Las protagonistas femeninas que encarnan a las tres hermanas mostraron voces muy bien empastadas durante los tríos, particularmente en el prólogo, y que individualmente “corrían” muy bien por la sala. La soprano eslovena Elvira Hasanagić  como Irina, y las mezzosopranos Anna Lapkovskaja de Bielorrusia en el rol de Masha y Jovita Vaškevičiūte de Lituania en el papel de Olga expusieron personalidades, o tal vez dramaturgias o marcaciones de la régie, bien diferenciadas. La mesura y control de Olga contrastó con la frustrada frescura que asomó en Irina, pero la escena más conmovedora la interpretó Masha, no tanto en su exteriorización pasional con Vershinin, sino por el doloroso reconocimiento de su realidad al cruzar sus miradas con su esposo Kuliguin durante la última secuencia.

Los cantantes locales Luciano Garay como Andreï y Marisú Pavón como su mujer Natacha brindaron dos reconocidas actuaciones. El barítono puso un poco de línea de canto elegante y con legato a tanta declamación imperante en la piezay la soprano tuvo que sortear una escritura musical cruel para su garganta, con inflexiones y agudos de máxima exigencia. El elenco se completó con la solvente interpretación del barítono Víctor Castell que dio vida a la anciana Anfisa (raro travestismo de una voz masculina en un personaje femenino), la aterciopelada voz del barítono Alejandro Spies que también brindó uno de los escasos pasajes cantables de la obra en el rol del Barón Tusenbach, el canto siempre rodeado de nobleza del bajo Mario De Salvo como Solioni, y la solvencia del barítono Héctor Guedes creando un expeditivo y autoritario Teniente Coronel Vershinin.
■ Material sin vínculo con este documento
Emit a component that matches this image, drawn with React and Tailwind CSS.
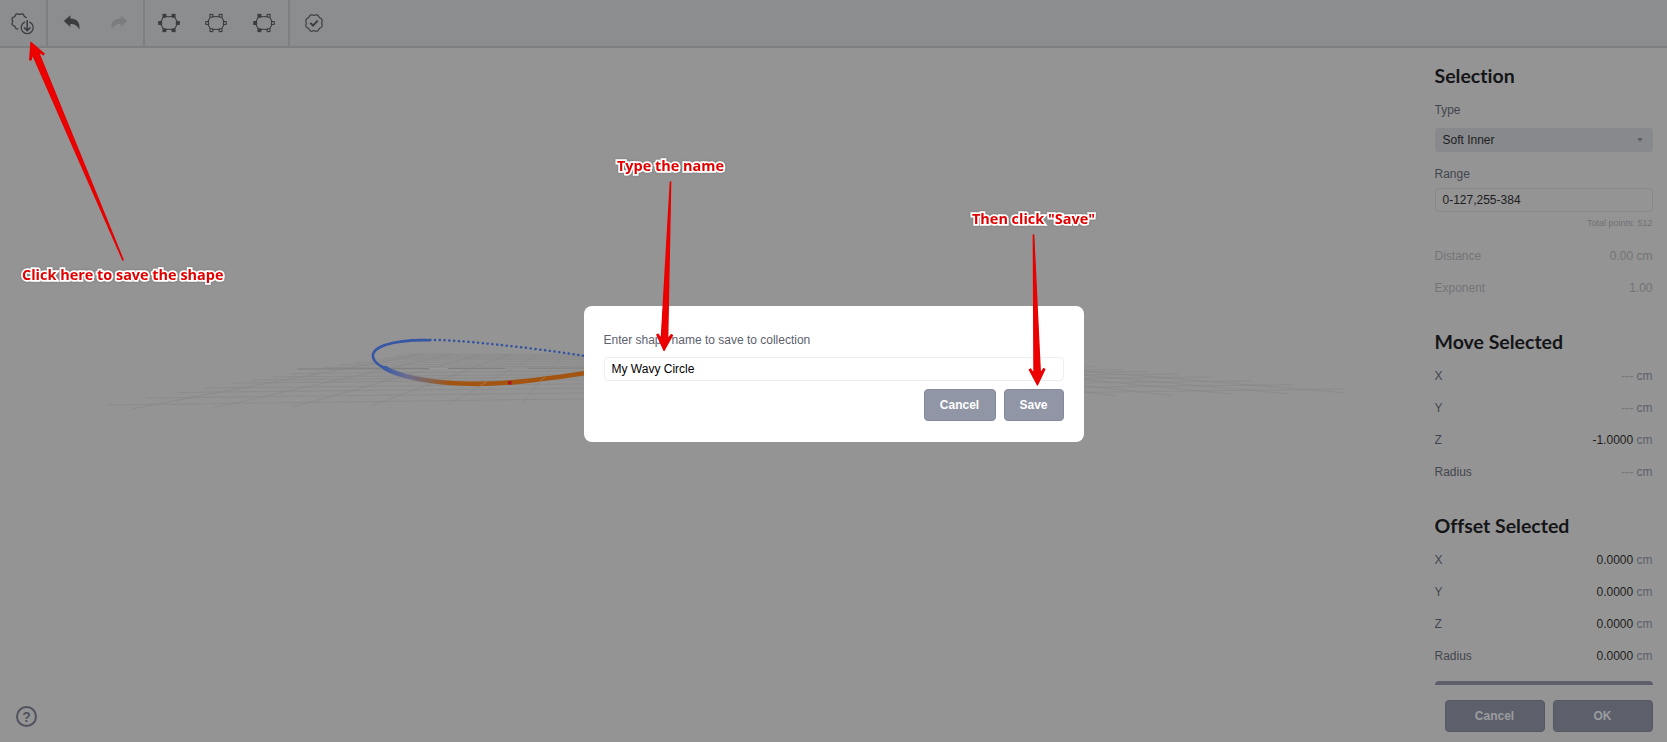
import React, { useState } from 'react';
import { clsx } from 'clsx';

const INK = '#3c3d41';

// Ring outline with eight soft lobes; start and end are in degrees
const wavyArc = (cx, cy, r, amp, start = 0, end = 360) => {
  const pts = [];
  for (let deg = start; deg <= end; deg += 3) {
    const a = (deg / 180) * Math.PI;
    const rr = r - amp * Math.cos(a * 8);
    pts.push(`${(cx + rr * Math.cos(a)).toFixed(2)} ${(cy + rr * Math.sin(a)).toFixed(2)}`);
  }
  return `M${pts.join('L')}`;
};

const SaveShapeIcon = () => (
  <svg width="24" height="24" viewBox="0 0 24 24" fill="none" stroke={INK} strokeWidth="1.3" strokeLinecap="round">
    <path d={wavyArc(8.6, 10.4, 7.5, 0.55, 102, 330)} />
    <path d="M13.700 11.200 A6 6 0 1 0 18.700 11.200" />
    <path d="M16.200 9.700 V19.600 M13.400 16.900 L16.200 19.700 L19 16.900" strokeWidth="1.600" />
  </svg>
);

const UndoIcon = ({ flip }) => (
  <svg width="18" height="18" viewBox="0 0 18 18" className={clsx(flip && '-scale-x-100')}>
    <path
      d="M0.800 7 L7.300 1.300 V4.500 C13.500 4.500 17.600 8.300 16.300 15.800 C14.800 11.800 12 9.900 7.300 9.900 V12.900 Z"
      fill={flip ? '#7b7c7e' : INK}
    />
  </svg>
);

const NODES = [[6.4, 3.800], [15.600, 3.800], [2.200, 11], [19.800, 11], [6.4, 18.200], [15.600, 18.200]];

const NodesIcon = ({ filled }) => (
  <svg width="22" height="22" viewBox="0 0 22 22" fill="none" stroke={INK} strokeWidth="1.1">
    <path d="M6.400 3.800 Q11 5.600 15.600 3.800 Q17.900 7 19.800 11 Q17.900 15 15.600 18.200 Q11 16.400 6.400 18.200 Q4.100 15 2.200 11 Q4.100 7 6.400 3.800Z" />
    {NODES.map(([x, y]) => (
      <rect key={`${x}-${y}`} x={x - 1.4} y={y - 1.4} width="2.800" height="2.800" fill={filled(x) ? INK : '#8c8d8f'} />
    ))}
  </svg>
);

const ValidateIcon = () => (
  <svg width="20" height="20" viewBox="0 0 20 20" fill="none" stroke={INK}>
    <path d={wavyArc(10, 10, 8.2, 0.5)} strokeWidth="1.200" />
    <path d="M6.300 9.900 L9 12.600 L13.700 7.600" strokeWidth="2" />
  </svg>
);

const ToolButton = ({ children, className }) => (
  <button className={clsx('flex h-full items-center justify-center pb-px', className)}>{children}</button>
);

const Toolbar = () => (
  <header className="flex h-12 shrink-0 items-stretch border-b-2 border-[#7e7f81] bg-[#8c8d8f]">
    <div className="flex w-12 border-r-2 border-[#7e7f81]">
      <ToolButton className="w-[45px]"><SaveShapeIcon /></ToolButton>
    </div>
    <div className="flex w-[97px] border-r-2 border-[#7e7f81]">
      <ToolButton className="w-[47px]"><UndoIcon /></ToolButton>
      <ToolButton className="w-12"><UndoIcon flip /></ToolButton>
    </div>
    <div className="flex w-[145px] border-r-2 border-[#7e7f81]">
      <ToolButton className="w-[47px]"><NodesIcon filled={() => true} /></ToolButton>
      <ToolButton className="w-12"><NodesIcon filled={() => false} /></ToolButton>
      <ToolButton className="w-12"><NodesIcon filled={(x) => x < 11} /></ToolButton>
    </div>
    <ToolButton className="w-[47px]"><ValidateIcon /></ToolButton>
  </header>
);

// Ground plane: each line is [x1, y1, x2, y2]
const ROWS = [
  [107, 405, 1344, 389], [146, 398, 1293, 384.7], [178, 392.5, 1251, 381], [205, 388, 1212, 377],
  [231, 383, 1179, 374], [253, 380, 1148, 371.7], [273, 377, 1122, 369.7], [291, 373.5, 1095, 366.7],
  [325, 367.5, 1050, 364], [340, 365, 1025, 362], [355, 362.5, 1005, 360], [370, 360, 985, 359],
  [383, 358, 960, 358], [395, 356, 940, 357], [407, 354, 900, 356],
];

const COLUMNS = [
  [132, 408.7, 423, 354], [214, 407.7, 453, 354], [293, 407, 482, 354], [372, 405.7, 510, 354],
  [448, 404.3, 538, 354], [522, 403, 563, 355], [1055, 397, 765, 356], [1115, 395.7, 792, 356],
  [1174, 395.7, 818, 356], [1232, 394, 845, 356], [1288, 393.7, 872, 356], [1344, 392.7, 900, 356],
];

const BACK_CURVE = 'M583 355.700 C550 350.500 505 345 470 342 S420 339.800 410 340.600';
const LEFT_CURVE = 'M430 340.200 C413 339.700 397 341.200 386 344.700 C376 348 372 352 373 357 C374 362 379 366 387 369';

const Viewport = () => (
  <svg className="block" width="1400" height="694" viewBox="0 48 1400 694" fill="none">
    <g stroke="#888888" strokeWidth="0.700">
      {[...ROWS, ...COLUMNS].map(([x1, y1, x2, y2]) => (
        <line key={`${x1}-${y1}`} x1={x1} y1={y1} x2={x2} y2={y2} />
      ))}
    </g>
    <path d="M297 369 L600 368" stroke="#7e7f7c" />
    <path d="M429 368.500 H448 M505 368.200 H528" stroke="#989897" />
    <defs>
      <linearGradient id="falloff" x1="383" x2="450" y1="0" y2="0" gradientUnits="userSpaceOnUse">
        <stop offset="0" stopColor="#3859a5" />
        <stop offset="0.350" stopColor="#6a6e91" />
        <stop offset="0.700" stopColor="#87644e" />
        <stop offset="1" stopColor="#a25410" />
      </linearGradient>
    </defs>
    <path d={BACK_CURVE} stroke="#31529f" strokeWidth="2.500" strokeLinecap="round" strokeDasharray="0.100 4.700" />
    <path d={LEFT_CURVE} stroke="#3757a4" strokeWidth="2.600" strokeLinecap="round" />
    <path
      d="M384 367.500 C398 376 427 383 470 383.800 C505 384.400 535 380.500 590 372.500"
      stroke="url(#falloff)"
      strokeWidth="4.600"
    />
    <path d="M480 386 L487 381.500 M539 382 L545 377" stroke="#b17a48" />
    <rect x="508" y="381" width="3.500" height="3.500" fill="#ad1420" />
  </svg>
);

const Heading = ({ children, className }) => (
  <h2 className={clsx('font-[Lato,sans-serif] text-[19.500px] leading-6 font-bold text-[#151517] [font-variant-ligatures:none]', className)}>
    {children}
  </h2>
);

const ValueRow = ({ label, value, unit, disabled }) => (
  <div className="flex h-8 items-center justify-between">
    <span className={disabled ? 'text-[#737477]' : 'text-[#43464e]'}>{label}</span>
    <span className={clsx(disabled || value === '---' ? 'text-[#727376]' : 'text-[#1d1d20]')}>
      {value}
      {unit && <span className={disabled ? 'text-[#727376]' : 'text-[#5c5f69]'}> {unit}</span>}
    </span>
  </div>
);

const PanelButton = ({ children }) => (
  <button className="h-8 w-[100px] rounded-[4px] border border-[#555862] bg-[#5d606b] font-bold text-[#9b9ca0]">
    {children}
  </button>
);

const MOVE = [['X', '---'], ['Y', '---'], ['Z', '-1.0000'], ['Radius', '---']];
const OFFSET = [['X', '0.0000'], ['Y', '0.0000'], ['Z', '0.0000'], ['Radius', '0.0000']];

const Sidebar = () => (
  <aside className="w-[267px] shrink-0 pr-[14.500px] pl-[34.500px]">
    <div className="h-[637px] overflow-hidden pt-4">
      <Heading>Selection</Heading>
      <p className="mt-[14px] leading-4 text-[#43464e]">Type</p>
      <div className="mt-[10px] flex h-6 items-center justify-between rounded-[4px] bg-[#88898d] px-2 text-[#1d1d20]">
        <span>Soft Inner</span>
        <svg width="6" height="4" viewBox="0 0 6 4" className="mr-0.5">
          <path d="M0.300 0.200 H5.700 L3 3.800Z" fill="#565963" />
        </svg>
      </div>
      <p className="mt-[14px] leading-4 text-[#43464e]">Range</p>
      <div className="mt-[6px] flex h-6 items-center rounded-[4px] border border-[#88898c] px-[7px] text-[#1d1d20]">
        0-127,255-384
      </div>
      <p className="mt-[5px] text-right text-[9px] leading-3 text-[#717276]">Total points: 512</p>
      <div className="mt-[11px]">
        <ValueRow label="Distance" value="0.00" unit="cm" disabled />
        <ValueRow label="Exponent" value="1.00" disabled />
      </div>
      <Heading className="mt-[26px]">Move Selected</Heading>
      <div className="mt-[6px]">
        {MOVE.map(([label, value]) => <ValueRow key={label} label={label} value={value} unit="cm" />)}
      </div>
      <Heading className="mt-[26px]">Offset Selected</Heading>
      <div className="mt-[6px]">
        {OFFSET.map(([label, value]) => <ValueRow key={label} label={label} value={value} unit="cm" />)}
      </div>
      <div className="mt-[9px] h-8 rounded-[4px] bg-[#5d606b]" />
    </div>
    <div className="mt-[15px] flex justify-end gap-2">
      <PanelButton>Cancel</PanelButton>
      <PanelButton>OK</PanelButton>
    </div>
  </aside>
);

const SaveDialog = () => {
  const [name, setName] = useState('My Wavy Circle');

  return (
    <div className="fixed inset-0 flex items-center justify-center pt-[5px]">
      <div className="flex h-[136px] w-[500px] flex-col rounded-[8px] bg-white px-5 pt-[26.500px]">
        <label className="leading-4 text-[#5d616d]">Enter shape name to save to collection</label>
        <input
          value={name}
          onChange={(e) => setName(e.target.value)}
          className="mt-[9px] h-6 rounded-[4px] border border-[#ededf2] px-[7px] text-black outline-none"
        />
        <div className="mt-2 flex justify-end gap-2">
          <button className="h-8 w-[72px] rounded-[4px] border border-[#858a9b] bg-[#9196a7] font-bold text-white">Cancel</button>
          <button className="h-8 w-[60px] rounded-[4px] border border-[#858a9b] bg-[#9196a7] font-bold text-white">Save</button>
        </div>
      </div>
    </div>
  );
};

// Tapered arrow running from a thin tail to its head
const Arrow = ({ from, to }) => {
  const dx = to[0] - from[0];
  const dy = to[1] - from[1];
  const len = Math.hypot(dx, dy);
  const angle = (Math.atan2(dy, dx) * 180) / Math.PI - 90;
  return (
    <path
      transform={`translate(${to[0]} ${to[1]}) rotate(${angle})`}
      d={`M0 -1 L-7.800 -16.500 L-6.600 -17.200 L-3.200 -12.500 L-0.200 ${-len} L0.200 ${-len} L3.200 -12.500 L6.600 -17.200 L7.800 -16.500Z`}
      fill="#ee0000"
      stroke="#e60000"
      strokeWidth="1.300"
      strokeLinejoin="round"
    />
  );
};

const Note = ({ children, className }) => (
  <span
    className={clsx(
      "absolute font-['Open_Sans','Noto_Sans',sans-serif] text-[14.450px] leading-5 font-bold whitespace-nowrap text-[#e00000]",
      '[paint-order:stroke_fill] [-webkit-text-stroke:3.500px_white] [stroke-linejoin:round] drop-shadow-[0_0_1px_#777]',
      className
    )}
  >
    {children}
  </span>
);

const Annotations = () => (
  <div className="pointer-events-none fixed inset-0">
    <svg width="1667" height="742" viewBox="0 0 1667 742">
      <Arrow from={[123, 260]} to={[30.5, 41.5]} />
      <Arrow from={[670.5, 182]} to={[664, 351.5]} />
      <Arrow from={[1033.5, 235]} to={[1037.5, 386]} />
    </svg>
    <Note className="top-[265px] left-[22px]">Click here to save the shape</Note>
    <Note className="top-[156px] left-[617px]">Type the name</Note>
    <Note className="top-[209px] left-[972px]">Then click "Save"</Note>
  </div>
);

const App = () => (
  <div className="flex h-screen w-full flex-col overflow-hidden bg-[#949495] font-['Liberation_Sans',Arial,sans-serif] text-[12px]">
    <Toolbar />
    <div className="flex min-h-0 flex-1">
      <main className="relative w-[1400px] shrink-0">
        <Viewport />
        <button className="absolute bottom-[15px] left-4 flex size-[21px] items-center justify-center rounded-full border-2 border-[#50535e] text-[14px] leading-none font-bold text-[#50535e]">
          ?
        </button>
      </main>
      <Sidebar />
    </div>
    <SaveDialog />
    <Annotations />
  </div>
);

export default App;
Merecen una mención especial el bajo Walter Schwarz en el rol del simple y resignado Kuliguin y Carlos Ullán, que encarnando al Doctor Chebutiking ofreció en la primera secuencia una de las arias (para citar un término común al género) más ensortijadas y con una melodía ajena a las habituales; el tenor supo construir al personaje y darle cohesión a una línea musical suelta y enmarañada. Correcta participación de Pablo Pollitzer y Santiago Martínez como los alféreces Fedotik y Rodé.

A veces se dice que el inicio de la temporada lírica de un teatro con la historia del Colón debería reservarse para una ópera popular, de las preferidas entre “las de repertorio”, y de ninguna manera estar ocupado por una obra desconocida, encima contemporánea, en las antípodas de las tradiciones; son opiniones respetables que particularmente no comparto. El estreno sudamericano de “Tres hermanas” de Peter Eötvös fue un espectáculo valioso, del mismísimo riñón de lo que podemos denominar “teatro-musical”, en el que se disfrutaron sólidas actuaciones de los cantantes, tanto en lo vocal como en lo gestual y en sus desplazamientos, con un desempeño bien compensado de los dos cuerpos orquestales, visualmente agradable y con detalles muy atractivos, y todo ello sustentado por una pieza teatral de innegable valor y penetrante vigencia. No me parece apropiado juzgar a esta ópera con la misma vara que a una del belcanto o del romanticismo; creo que la medida debe estar en la satisfacción interior luego de presenciar una función, y muy especialmente contrastarla contra las expectativas previas, el revuelo emocional que despierta y el sabor artístico que nos deja.